— Start SOURCE RECORDS —

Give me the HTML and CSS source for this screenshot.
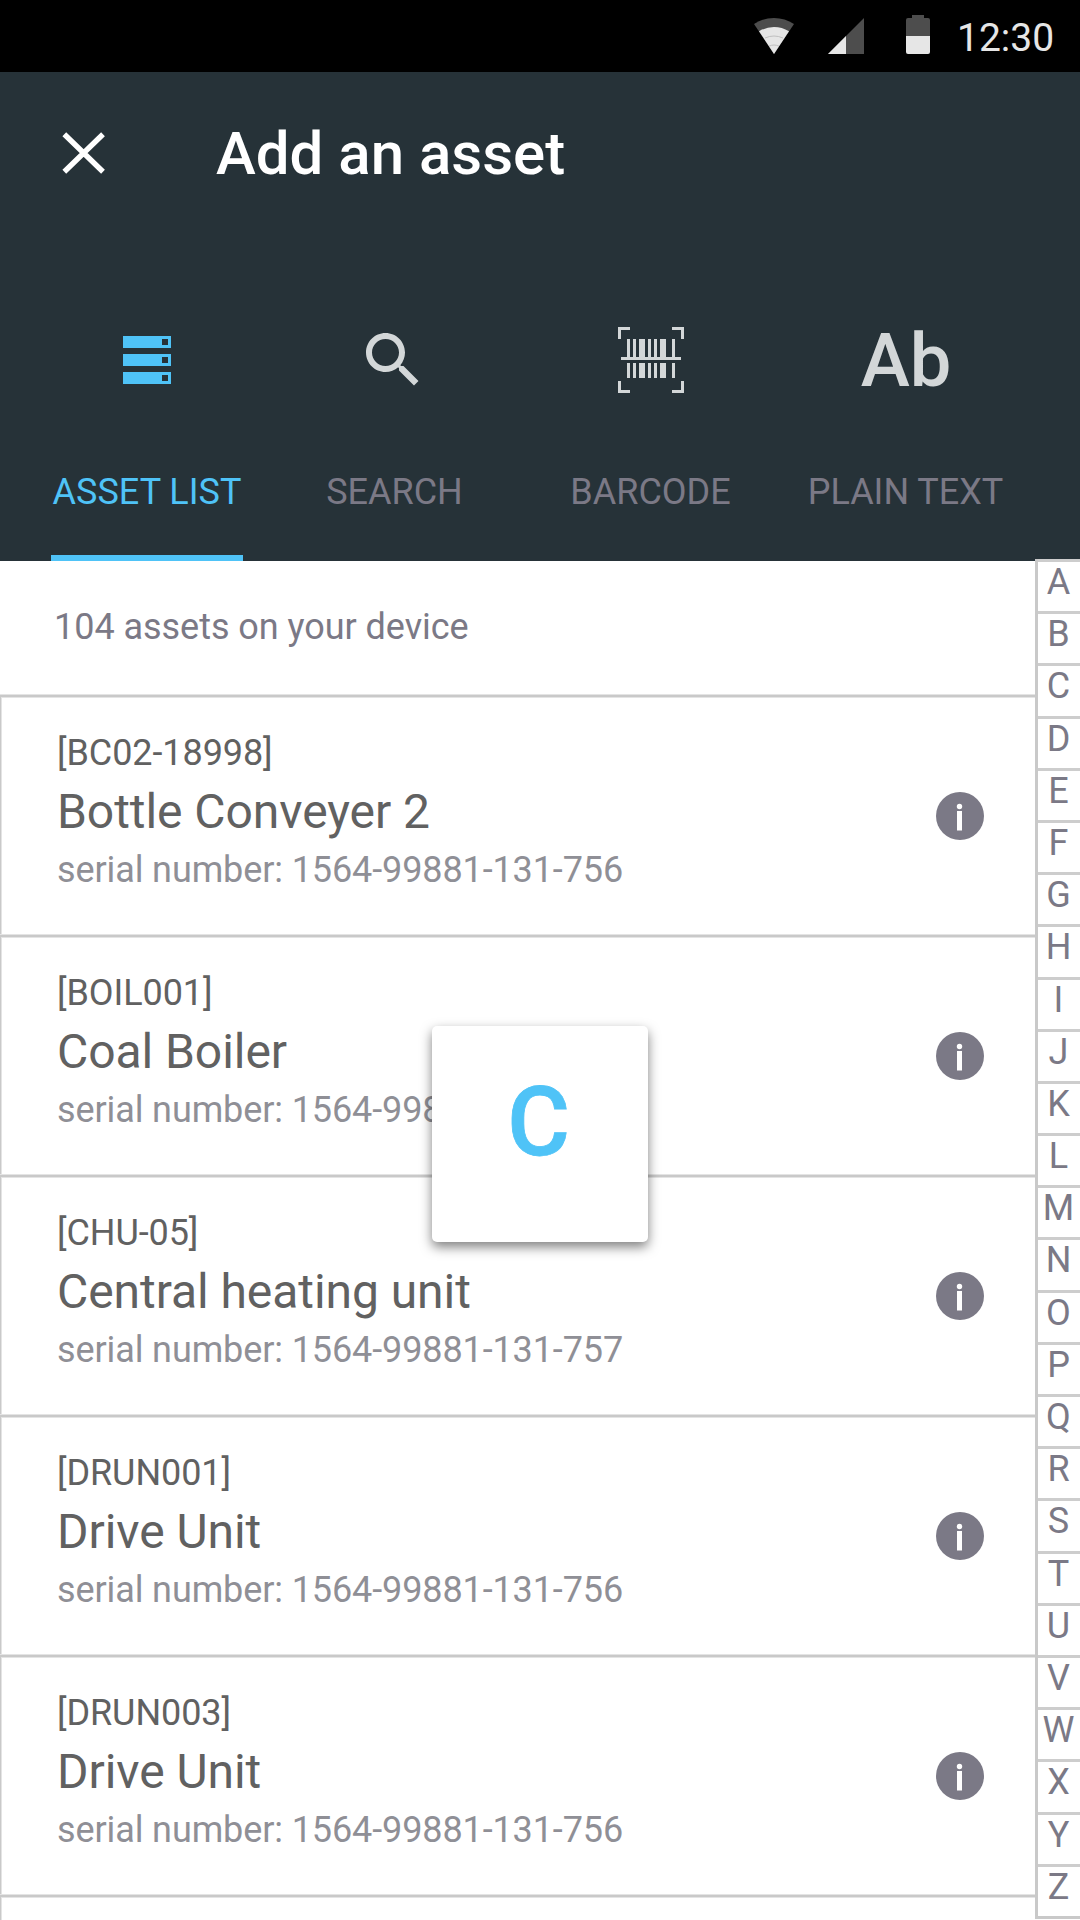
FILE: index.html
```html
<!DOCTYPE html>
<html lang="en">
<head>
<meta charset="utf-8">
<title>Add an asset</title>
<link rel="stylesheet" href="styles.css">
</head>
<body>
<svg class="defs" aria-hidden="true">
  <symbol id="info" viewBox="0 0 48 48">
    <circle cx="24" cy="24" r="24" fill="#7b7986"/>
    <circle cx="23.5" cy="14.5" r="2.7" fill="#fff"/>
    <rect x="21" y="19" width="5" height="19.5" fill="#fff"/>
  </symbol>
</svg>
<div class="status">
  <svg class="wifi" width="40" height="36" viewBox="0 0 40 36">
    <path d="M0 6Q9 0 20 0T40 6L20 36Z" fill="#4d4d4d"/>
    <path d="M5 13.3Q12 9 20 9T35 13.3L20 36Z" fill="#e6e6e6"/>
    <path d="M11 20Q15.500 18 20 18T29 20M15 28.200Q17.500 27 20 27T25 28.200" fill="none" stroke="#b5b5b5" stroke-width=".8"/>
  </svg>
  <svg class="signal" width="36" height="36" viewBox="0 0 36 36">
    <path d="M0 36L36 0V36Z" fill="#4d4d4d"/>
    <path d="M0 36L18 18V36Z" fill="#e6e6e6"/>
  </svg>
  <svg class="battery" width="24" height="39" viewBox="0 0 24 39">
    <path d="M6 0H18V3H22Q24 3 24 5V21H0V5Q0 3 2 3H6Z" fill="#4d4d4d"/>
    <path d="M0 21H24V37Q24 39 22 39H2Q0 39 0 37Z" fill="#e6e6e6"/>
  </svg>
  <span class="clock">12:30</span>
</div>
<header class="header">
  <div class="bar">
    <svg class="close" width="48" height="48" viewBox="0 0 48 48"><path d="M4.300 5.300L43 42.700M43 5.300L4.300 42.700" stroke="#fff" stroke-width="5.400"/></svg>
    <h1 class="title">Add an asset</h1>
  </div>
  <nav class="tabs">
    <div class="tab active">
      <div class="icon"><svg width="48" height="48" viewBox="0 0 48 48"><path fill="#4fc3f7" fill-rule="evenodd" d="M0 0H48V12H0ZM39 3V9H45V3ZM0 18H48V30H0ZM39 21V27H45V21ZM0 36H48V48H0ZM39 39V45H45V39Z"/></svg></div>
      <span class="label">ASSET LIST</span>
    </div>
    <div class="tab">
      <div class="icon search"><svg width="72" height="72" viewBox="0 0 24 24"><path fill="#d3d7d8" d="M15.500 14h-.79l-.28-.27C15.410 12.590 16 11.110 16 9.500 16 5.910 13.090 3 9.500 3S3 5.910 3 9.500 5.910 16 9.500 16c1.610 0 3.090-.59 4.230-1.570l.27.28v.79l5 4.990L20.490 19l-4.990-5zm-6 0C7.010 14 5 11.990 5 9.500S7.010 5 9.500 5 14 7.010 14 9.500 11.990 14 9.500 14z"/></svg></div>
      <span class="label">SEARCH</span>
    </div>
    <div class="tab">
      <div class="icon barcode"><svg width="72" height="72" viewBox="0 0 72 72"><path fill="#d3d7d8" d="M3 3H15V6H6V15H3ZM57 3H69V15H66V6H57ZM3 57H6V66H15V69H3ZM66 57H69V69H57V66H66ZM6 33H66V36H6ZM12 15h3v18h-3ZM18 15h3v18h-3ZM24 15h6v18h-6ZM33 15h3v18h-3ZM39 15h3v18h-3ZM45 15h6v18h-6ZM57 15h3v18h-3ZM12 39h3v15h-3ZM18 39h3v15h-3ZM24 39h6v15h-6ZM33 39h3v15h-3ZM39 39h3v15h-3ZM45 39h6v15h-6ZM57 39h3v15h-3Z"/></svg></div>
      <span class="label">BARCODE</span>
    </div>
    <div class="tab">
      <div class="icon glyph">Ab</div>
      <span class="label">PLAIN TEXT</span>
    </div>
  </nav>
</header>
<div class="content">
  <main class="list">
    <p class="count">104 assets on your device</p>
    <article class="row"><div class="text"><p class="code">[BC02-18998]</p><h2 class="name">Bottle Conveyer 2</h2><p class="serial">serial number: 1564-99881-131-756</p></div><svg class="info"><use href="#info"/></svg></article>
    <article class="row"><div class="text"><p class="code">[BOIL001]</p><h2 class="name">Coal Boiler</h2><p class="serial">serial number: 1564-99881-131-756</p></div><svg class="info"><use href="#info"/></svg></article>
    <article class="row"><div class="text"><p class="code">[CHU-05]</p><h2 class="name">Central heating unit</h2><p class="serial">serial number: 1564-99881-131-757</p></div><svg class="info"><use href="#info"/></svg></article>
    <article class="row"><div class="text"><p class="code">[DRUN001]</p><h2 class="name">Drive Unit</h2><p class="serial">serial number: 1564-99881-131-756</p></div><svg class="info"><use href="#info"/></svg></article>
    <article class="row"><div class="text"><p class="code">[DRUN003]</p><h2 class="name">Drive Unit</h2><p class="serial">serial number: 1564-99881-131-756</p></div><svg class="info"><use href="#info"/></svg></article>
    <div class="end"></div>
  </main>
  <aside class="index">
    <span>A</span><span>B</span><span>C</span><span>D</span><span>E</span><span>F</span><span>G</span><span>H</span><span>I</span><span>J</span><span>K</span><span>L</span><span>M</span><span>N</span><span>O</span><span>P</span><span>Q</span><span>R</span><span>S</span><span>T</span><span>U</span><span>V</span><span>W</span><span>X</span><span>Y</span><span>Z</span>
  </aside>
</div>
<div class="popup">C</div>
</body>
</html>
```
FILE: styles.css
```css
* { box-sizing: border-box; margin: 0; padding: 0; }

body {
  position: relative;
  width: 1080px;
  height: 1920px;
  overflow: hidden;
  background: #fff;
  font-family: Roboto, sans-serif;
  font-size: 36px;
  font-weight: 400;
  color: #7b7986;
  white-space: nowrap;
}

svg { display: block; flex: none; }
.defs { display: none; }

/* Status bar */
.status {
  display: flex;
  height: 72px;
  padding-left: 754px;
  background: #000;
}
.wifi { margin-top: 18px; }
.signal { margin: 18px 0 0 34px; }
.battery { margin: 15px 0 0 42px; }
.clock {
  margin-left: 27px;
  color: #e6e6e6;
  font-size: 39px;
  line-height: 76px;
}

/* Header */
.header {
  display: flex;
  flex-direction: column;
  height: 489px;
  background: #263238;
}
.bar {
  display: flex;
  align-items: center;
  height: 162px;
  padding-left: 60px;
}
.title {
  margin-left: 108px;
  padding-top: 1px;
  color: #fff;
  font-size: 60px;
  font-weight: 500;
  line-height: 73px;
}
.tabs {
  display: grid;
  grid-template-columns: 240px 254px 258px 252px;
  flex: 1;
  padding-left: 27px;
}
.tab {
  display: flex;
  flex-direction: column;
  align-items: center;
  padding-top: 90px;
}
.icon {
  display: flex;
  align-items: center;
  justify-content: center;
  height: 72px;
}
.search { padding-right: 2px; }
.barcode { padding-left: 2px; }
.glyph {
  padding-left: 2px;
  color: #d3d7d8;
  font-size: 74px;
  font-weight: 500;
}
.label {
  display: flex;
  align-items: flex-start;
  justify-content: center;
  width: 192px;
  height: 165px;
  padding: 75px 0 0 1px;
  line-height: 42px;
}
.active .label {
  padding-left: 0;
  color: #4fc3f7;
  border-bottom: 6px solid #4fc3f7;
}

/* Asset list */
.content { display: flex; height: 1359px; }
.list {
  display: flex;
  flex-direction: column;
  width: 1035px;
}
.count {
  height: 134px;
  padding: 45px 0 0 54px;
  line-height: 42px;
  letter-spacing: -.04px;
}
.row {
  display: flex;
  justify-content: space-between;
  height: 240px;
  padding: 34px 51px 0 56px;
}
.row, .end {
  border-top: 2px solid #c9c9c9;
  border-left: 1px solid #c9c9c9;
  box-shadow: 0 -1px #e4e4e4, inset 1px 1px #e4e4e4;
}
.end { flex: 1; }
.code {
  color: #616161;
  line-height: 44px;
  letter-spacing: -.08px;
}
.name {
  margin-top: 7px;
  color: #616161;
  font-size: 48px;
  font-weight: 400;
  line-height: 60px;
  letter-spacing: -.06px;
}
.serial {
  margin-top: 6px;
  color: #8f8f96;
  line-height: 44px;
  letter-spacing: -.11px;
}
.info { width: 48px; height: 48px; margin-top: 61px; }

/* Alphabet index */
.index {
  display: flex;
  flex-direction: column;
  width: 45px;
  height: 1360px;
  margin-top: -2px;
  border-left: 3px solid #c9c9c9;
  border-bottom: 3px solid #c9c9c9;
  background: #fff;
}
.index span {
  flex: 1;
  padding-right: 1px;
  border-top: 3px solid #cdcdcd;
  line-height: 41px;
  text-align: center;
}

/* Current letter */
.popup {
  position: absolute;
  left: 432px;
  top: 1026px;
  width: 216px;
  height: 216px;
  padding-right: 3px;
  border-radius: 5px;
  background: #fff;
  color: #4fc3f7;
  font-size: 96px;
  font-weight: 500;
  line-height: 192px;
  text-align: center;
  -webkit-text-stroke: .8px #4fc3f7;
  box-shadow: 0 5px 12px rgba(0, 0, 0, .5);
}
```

— End SOURCE RECORDS —
— Start SOURCE RECORDS —

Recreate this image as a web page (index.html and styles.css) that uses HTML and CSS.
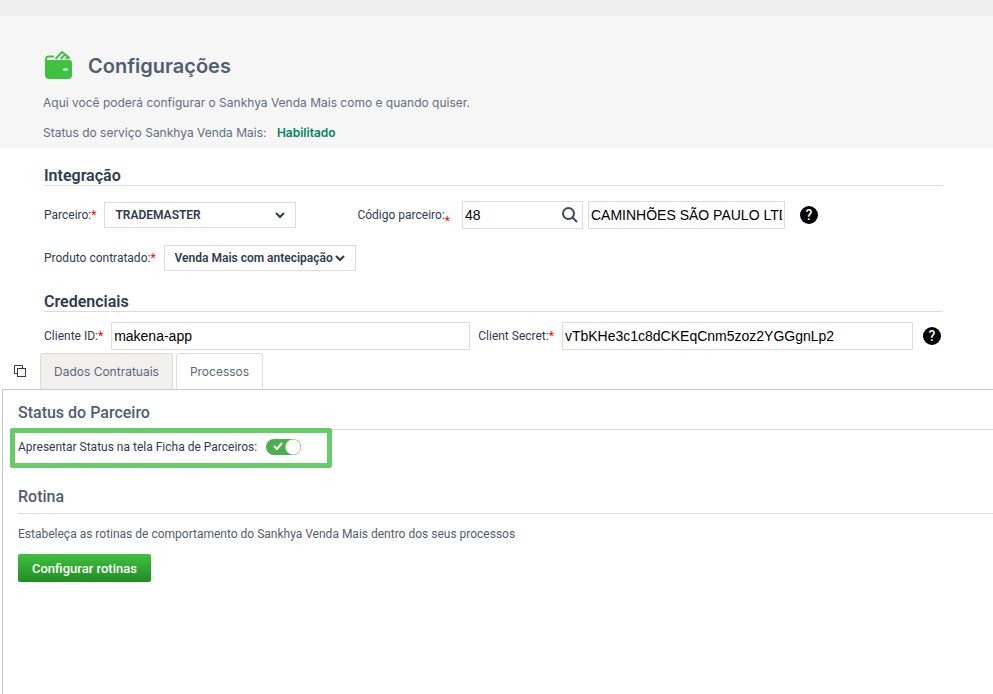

— End SOURCE RECORDS —

▶ **DIRECTION**
State the count of lines in the data holding the word "this", adding nothing to it.

▶ **PROBLEM SOLUTION**
2